While SAP has been revised upwards by 70%, other crops have not. That is because these extra costs were being defrayed by private players, hence their pleas fell on deaf ears……till the entire industry went bankrupt. It was the build-up of Bank NPAs and the cries of the smaller farmers that have now woken up the Govt, till even the Prime Minister is sitting in on industry-specific meetings. The looming threat that up to 30% of the mills (about 120-150 out of 500) will not open for crushing this coming Sugar Year (Oct, ’15- Sep’16), has forced the Govt to start thinking about reviving the sector.
The Flowed Motivations
But what do they do? The core of the problem is that the flawed motivations of the political class (recounted above) have led to a systematic method of distorting the price signals sent out by the sector. How can the production of cane (and therefore sugar) be increasing by 20%, even as prices are falling by 30%? Why doesn’t the sector respond to price signals like any normal commodity? How can you see such a sustained downturn (6 years) in a sector where inventory dynamics are supposed to correct themselves every year? In a year when cane arrears at Rs.21,000 cr, have reached historic highs, why has sowing acreage still not dropped?
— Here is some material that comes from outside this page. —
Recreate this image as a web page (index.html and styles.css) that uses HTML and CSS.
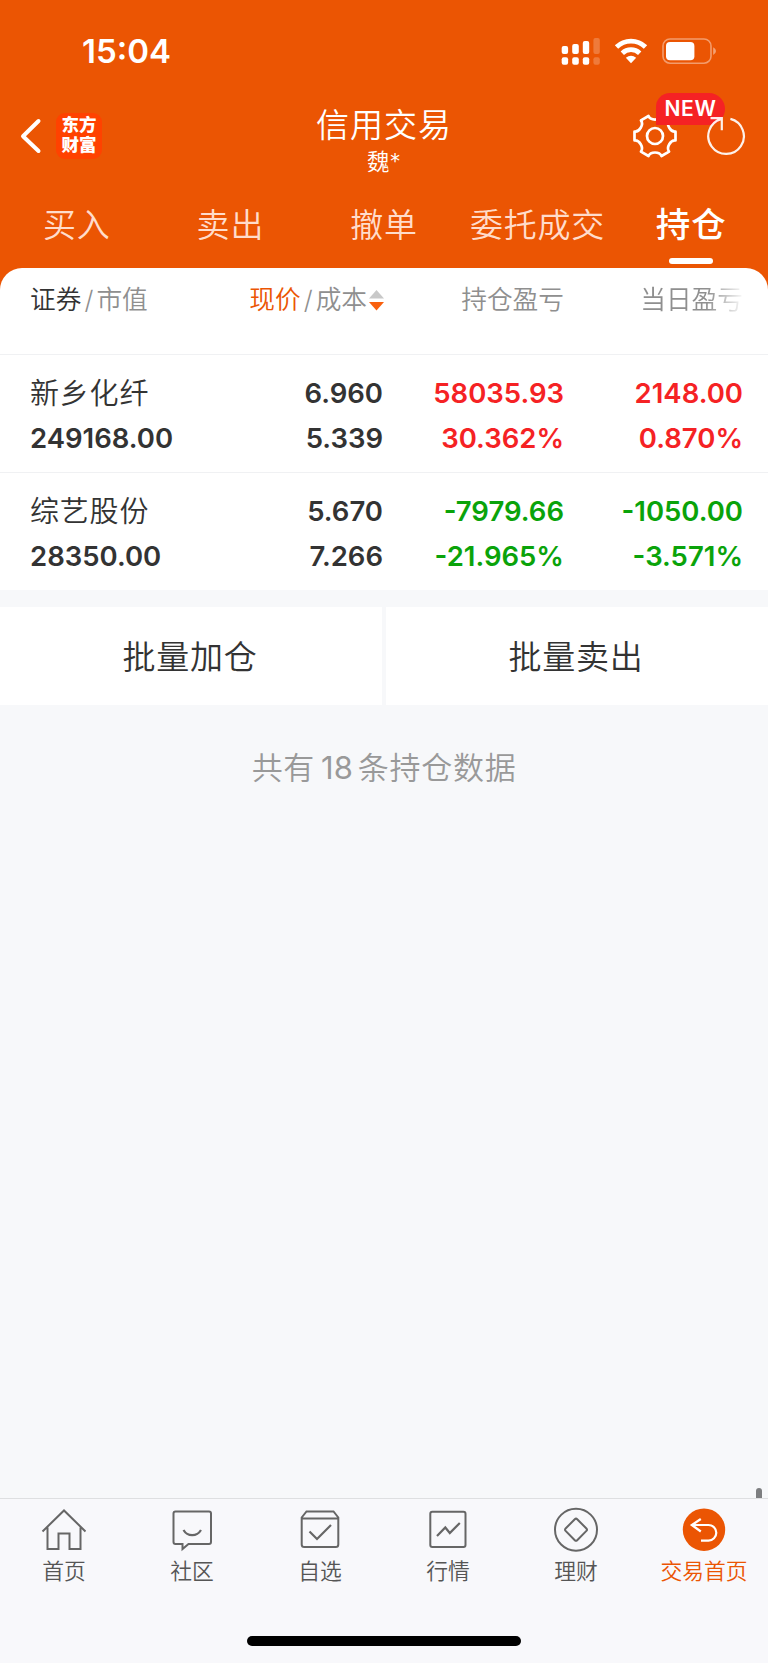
FILE: index.html
```html
<!DOCTYPE html>
<html lang="zh-CN">
<head>
  <meta charset="UTF-8" />
  <meta name="viewport" content="width=device-width, initial-scale=1.0" />
  <title>信用交易</title>
  <link rel="stylesheet" href="styles.css">
</head>

<body>
  <div class="app">

    <header class="header">
      <!-- Status bar -->
      <div class="status">
        <span class="time">15:04</span>
        <svg class="status-icons" width="156" height="28" viewBox="561 37 156 28" fill="#fff">
          <rect x="561.7" y="46" width="6.4" height="8" rx="2"/>
          <rect x="572.2" y="44" width="6.6" height="10" rx="2"/>
          <rect x="582.8" y="41" width="6.4" height="13" rx="2"/>
          <rect x="593.4" y="38" width="6.4" height="16" rx="2" opacity=".22"/>
          <rect x="561.7" y="57.3" width="6.4" height="7.4" rx="2"/>
          <rect x="572.2" y="57.3" width="6.6" height="7.4" rx="2"/>
          <rect x="582.8" y="57.3" width="6.4" height="7.4" rx="2"/>
          <rect x="593.4" y="57.3" width="6.4" height="7.4" rx="2" opacity=".22"/>
          <path d="M616.5 47A20.8 20.8 0 0 1 645.5 47M622.3 53.2A12.6 12.6 0 0 1 639.7 53.2" fill="none" stroke="#fff" stroke-width="4.8"/>
          <path d="M625.8 57.8Q631 53.8 636.2 57.8L631 63.2Z"/>
          <rect x="663" y="39" width="48" height="24.2" rx="7" fill="none" stroke="#fff" stroke-width="1.6" opacity=".42"/>
          <rect x="666" y="42" width="28.4" height="18.2" rx="4"/>
          <path d="M713.2 47.2Q716 48.6 716 51.1T713.2 55Z" opacity=".45"/>
        </svg>
      </div>

      <!-- Title bar -->
      <div class="nav">
        <div class="nav-left">
          <svg width="22" height="36" viewBox="0 0 22 36" fill="none" stroke="#fff" stroke-width="4" stroke-linecap="round" stroke-linejoin="round">
            <path d="M18.5 3 3 18.2 18.5 33"/>
          </svg>
          <div class="logo"><span>东方</span><span>财富</span></div>
        </div>
        <div class="nav-title">
          <h1>信用交易</h1>
          <p>魏*</p>
        </div>
        <div class="nav-right">
          <div class="settings">
            <svg width="46" height="46" viewBox="-23 -23 46 46" fill="none" stroke="#fff" stroke-width="2.7" stroke-linejoin="round">
              <path d="M20.5 4.4C15.5 3.75 11 11.55 14.05 15.6L6.5 20C4.5 15.3-4.5 15.3-6.5 20L-14.05 15.6C-11 11.55-15.5 3.75-20.5 4.4L-20.5-4.4C-15.5-3.75-11-11.55-14.05-15.6L-6.5-20C-4.5-15.3 4.5-15.3 6.5-20L14.05-15.6C11-11.55 15.5-3.75 20.5-4.4Z"/>
              <circle r="8"/>
            </svg>
            <span class="badge">NEW</span>
          </div>
          <svg class="refresh" width="42" height="42" viewBox="706 115 42 42" fill="none" stroke="#fff" stroke-width="2.2" opacity=".92">
            <path d="M710.5 118.2H721.8V130.3M730.4 118.9A17.8 17.8 0 1 1 721 119.1"/>
          </svg>
        </div>
      </div>

      <nav class="tabs">
        <a class="tab">买入</a>
        <a class="tab">卖出</a>
        <a class="tab">撤单</a>
        <a class="tab">委托成交</a>
        <a class="tab active">持仓</a>
      </nav>
    </header>

    <!-- Positions -->
    <section class="card">
      <div class="row thead">
        <div class="cell"><span class="dark">证券</span><i>/</i>市值</div>
        <div class="cell"><span class="orange">现价</span><i>/</i>成本<svg class="sort" width="15" height="21" viewBox="0 0 15 21"><path d="M7.5 0 15 8.6H0Z" fill="#c8c8c8"/><path d="M0 12H15L7.5 20.6Z" fill="#f9600e"/></svg></div>
        <div class="cell">持仓盈亏</div>
        <div class="cell fade">当日盈亏</div>
      </div>
      <div class="row">
        <div class="cell"><span class="name">新乡化纤</span><span>249168.00</span></div>
        <div class="cell"><span>6.960</span><span>5.339</span></div>
        <div class="cell up"><span>58035.93</span><span>30.362%</span></div>
        <div class="cell up"><span>2148.00</span><span>0.870%</span></div>
      </div>
      <div class="row">
        <div class="cell"><span class="name">综艺股份</span><span>28350.00</span></div>
        <div class="cell"><span>5.670</span><span>7.266</span></div>
        <div class="cell down"><span>-7979.66</span><span>-21.965%</span></div>
        <div class="cell down"><span>-1050.00</span><span>-3.571%</span></div>
      </div>
    </section>

    <div class="actions">
      <button>批量加仓</button>
      <button>批量卖出</button>
    </div>

    <p class="summary">共有<b>18</b>条持仓数据</p>

    <!-- Bottom bar -->
    <footer class="tabbar">
      <span class="scrollbar"></span>
      <div class="items">
        <a class="item">
          <svg width="46" height="46" viewBox="0 0 46 46">
            <path d="M1.5 24.5 23 3.5 44.5 24.5M6.5 20.5V42H17.5V26.5H28.5V42H39.5V20.5"/>
          </svg>
          首页
        </a>
        <a class="item">
          <svg width="46" height="46" viewBox="0 0 46 46">
            <path d="M6.5 4.5H40Q42 4.5 42 6.5V35Q42 37 40 37H19.5L13.5 42V37H6.5Q4.5 37 4.5 35V6.5Q4.5 4.5 6.5 4.5Z"/>
            <path d="M14.5 23Q17.5 28.2 23.2 28.2T32 23" stroke-width="2.2"/>
          </svg>
          社区
        </a>
        <a class="item">
          <svg width="46" height="46" viewBox="0 0 46 46">
            <path d="M4.7 10.5 9.5 4.5H36.5L41.3 10.5V37.5Q41.3 40 38.8 40H7.2Q4.7 40 4.7 37.5ZM4.7 11.5H41.3"/>
            <path d="M12.5 24.5 20 32 34 18" stroke-width="2.2"/>
          </svg>
          自选
        </a>
        <a class="item">
          <svg width="46" height="46" viewBox="0 0 46 46">
            <rect x="5.3" y="4.7" width="35.2" height="35.3" rx="2"/>
            <path d="M12 29 20.3 20.5 24.8 26 34.8 16" stroke-width="2.2"/>
          </svg>
          行情
        </a>
        <a class="item">
          <svg width="46" height="46" viewBox="0 0 46 46">
            <circle cx="23" cy="22.7" r="21"/>
            <path d="M21.8 12.2Q23 11 24.2 12.2L33.4 21.5Q34.6 22.7 33.4 23.9L24.2 33.2Q23 34.4 21.8 33.2L12.6 23.9Q11.4 22.7 12.6 21.5Z"/>
          </svg>
          理财
        </a>
        <a class="item active">
          <svg width="46" height="46" viewBox="0 0 46 46">
            <circle class="disc" cx="23" cy="22.7" r="21.2"/>
            <path class="arrow" d="M19.8 12 10.8 18 19.8 24.5M11.5 18H27.5A7.8 7.8 0 0 1 27.5 33.6H20"/>
          </svg>
          交易首页
        </a>
      </div>
      <div class="home-bar"></div>
    </footer>

  </div>
</body>
</html>
```
FILE: styles.css
```css
* {
  box-sizing: border-box;
}

body {
  margin: 0;
  font-family: Inter, "Noto Sans CJK SC", sans-serif;
  background-color: #f7f8fa;
  color: #333;
}

h1, p {
  margin: 0;
  font-weight: 350;
}

svg {
  display: block;
  flex: none;
}

.app {
  display: flex;
  flex-direction: column;
  width: 768px;
  height: 1663px;
  overflow: hidden;
}

/* Header */
.header {
  height: 290px;
  background-color: #eb5503;
  color: #fff;
}

.status {
  display: flex;
  justify-content: space-between;
  height: 94px;
  padding: 37px 51px 0 82px;
}

.time {
  font-size: 33px;
  font-weight: 600;
  line-height: 28px;
}

.nav {
  display: grid;
  grid-template-columns: 1fr 200px 1fr;
  height: 90px;
}

.nav-left {
  display: flex;
  align-items: flex-start;
  gap: 14px;
  padding: 19px 0 0 20px;
}

.nav-left svg {
  margin-top: 5px;
}

.logo {
  display: flex;
  flex-direction: column;
  align-items: center;
  width: 46px;
  height: 46px;
  padding-top: 2px;
  border-radius: 9px;
  background-color: #ff4200;
  font-family: "Liberation Sans", "Noto Sans CJK SC", sans-serif;
  font-size: 17.5px;
  font-weight: 900;
  line-height: 20px;
}

.nav-title {
  padding-top: 11px;
  text-align: center;
}

.nav-title h1 {
  font-size: 33px;
  line-height: 40px;
  letter-spacing: 1px;
}

.nav-title p {
  font-size: 22.5px;
  line-height: 34px;
}

.nav-right {
  display: flex;
  justify-content: flex-end;
  gap: 28px;
  padding: 19px 20px 0 0;
}

.settings {
  position: relative;
  width: 46px;
}

.badge {
  position: absolute;
  left: 24px;
  top: -20px;
  width: 69px;
  height: 32px;
  border-radius: 14px 16px 16px 0;
  background-color: #f52224;
  font-size: 21px;
  font-weight: 600;
  line-height: 32px;
  letter-spacing: 0.6px;
  text-align: center;
}

.refresh {
  position: relative;
  margin-top: 2px;
}

.tabs {
  display: flex;
  height: 84px;
}

.tab {
  flex: 1;
  display: flex;
  flex-direction: column;
  align-items: center;
  padding-top: 16px;
  font-size: 33px;
  font-weight: 350;
  line-height: 50px;
  letter-spacing: 0.8px;
  color: #ffdccb;
}

.tab.active {
  font-size: 34.5px;
  font-weight: 500;
  color: #fff;
}

.tab.active::after {
  content: "";
  width: 44px;
  height: 6px;
  margin-top: 8px;
  border-radius: 3px;
  background-color: #fff;
}

/* Positions */
.card {
  margin-top: -22px;
  border-radius: 22px 22px 0 0;
  background-color: #fff;
}

.row {
  display: grid;
  grid-template-columns: 181px 172px 181px 179px;
  height: 118px;
  padding: 16px 25px 0 30px;
  border-top: 1px solid #f0f1f3;
}

.cell {
  display: flex;
  flex-direction: column;
  align-items: flex-end;
  font-size: 27.5px;
  font-weight: 600;
  line-height: 45px;
}

.cell:first-child {
  align-items: flex-start;
}

.cell .name {
  font-size: 29px;
  font-weight: 350;
  letter-spacing: 0.8px;
}

.up {
  color: #f52224;
}

.down {
  color: #0aa30a;
}

.thead {
  height: 86px;
  padding-top: 12px;
  border-top: none;
}

.thead .cell {
  flex-direction: row;
  align-items: flex-start;
  justify-content: flex-end;
  font-size: 25.7px;
  font-weight: 350;
  line-height: 40px;
  color: #8f8f8f;
}

.thead .cell:first-child {
  justify-content: flex-start;
}

.thead i {
  width: 15px;
  font-style: normal;
  text-align: center;
}

.dark {
  color: #333;
}

.orange {
  color: #eb5503;
}

.sort {
  margin: 10px -1px 0 2px;
}

.thead .fade {
  mask-image: linear-gradient(to right, #000 80%, transparent 101%);
}

/* Batch buttons */
.actions {
  display: flex;
  gap: 4px;
  margin-top: 17px;
}

.actions button {
  flex: 1;
  height: 98px;
  padding: 0 2px 2px 0;
  border: none;
  background-color: #fff;
  font-family: inherit;
  font-size: 33px;
  font-weight: 350;
  letter-spacing: 0.7px;
  color: #333;
}

.summary {
  margin-top: 40px;
  font-size: 31px;
  line-height: 46px;
  letter-spacing: 0.7px;
  text-align: center;
  color: #999;
}

.summary b {
  margin: 0 5px 0 6px;
  font-size: 31px;
  font-weight: 400;
  letter-spacing: 0;
}

/* Bottom bar */
.tabbar {
  position: relative;
  height: 165px;
  margin-top: auto;
  border-top: 1px solid #dedfe1;
  background-color: #f8f8fb;
}

.scrollbar {
  position: absolute;
  top: -11px;
  right: 6px;
  width: 6px;
  height: 10px;
  border-radius: 3px 3px 0 0;
  background-color: #7d7e80;
}

.items {
  display: flex;
  height: 137px;
  padding-top: 8px;
}

.item {
  flex: 1;
  display: flex;
  flex-direction: column;
  align-items: center;
  font-size: 21.8px;
  font-weight: 350;
  line-height: 36px;
  color: #555;
}

.item svg {
  fill: none;
  stroke: #666;
  stroke-width: 2;
}

.item.active {
  color: #eb5503;
}

.item .disc {
  fill: #eb5503;
  stroke: none;
}

.item .arrow {
  stroke: #fff;
  stroke-width: 2.2;
}

.home-bar {
  width: 274px;
  height: 10px;
  margin: 0 auto;
  border-radius: 5px;
  background-color: #000;
}
```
The govt has reacted with sops: hold up ethanol prices through the OMCs, and give a ‘backdoor subsidy’…..but this reaches only those who have large ethanol capacities, which means the large sugar mills. The interest-free loans come with such strings attached, that again the large, better-funded mills are eligible. The really weak players, who need the support, are left out in the cold, hence perpetuating a misery that seems to know no solution, And the heart of the problem, which is that cane production must reduce, is not even being signaled. In a very perverse way, the commentary at the end of the meeting with the Prime Minister, saying that the “farmers’ interest had to be looked after” was laughable…..who will now tell the farmer that he has to produce LESS cane, and how will you do it? If farmers get paid even after producing a record surplus, why should they shy away from over-producing next year?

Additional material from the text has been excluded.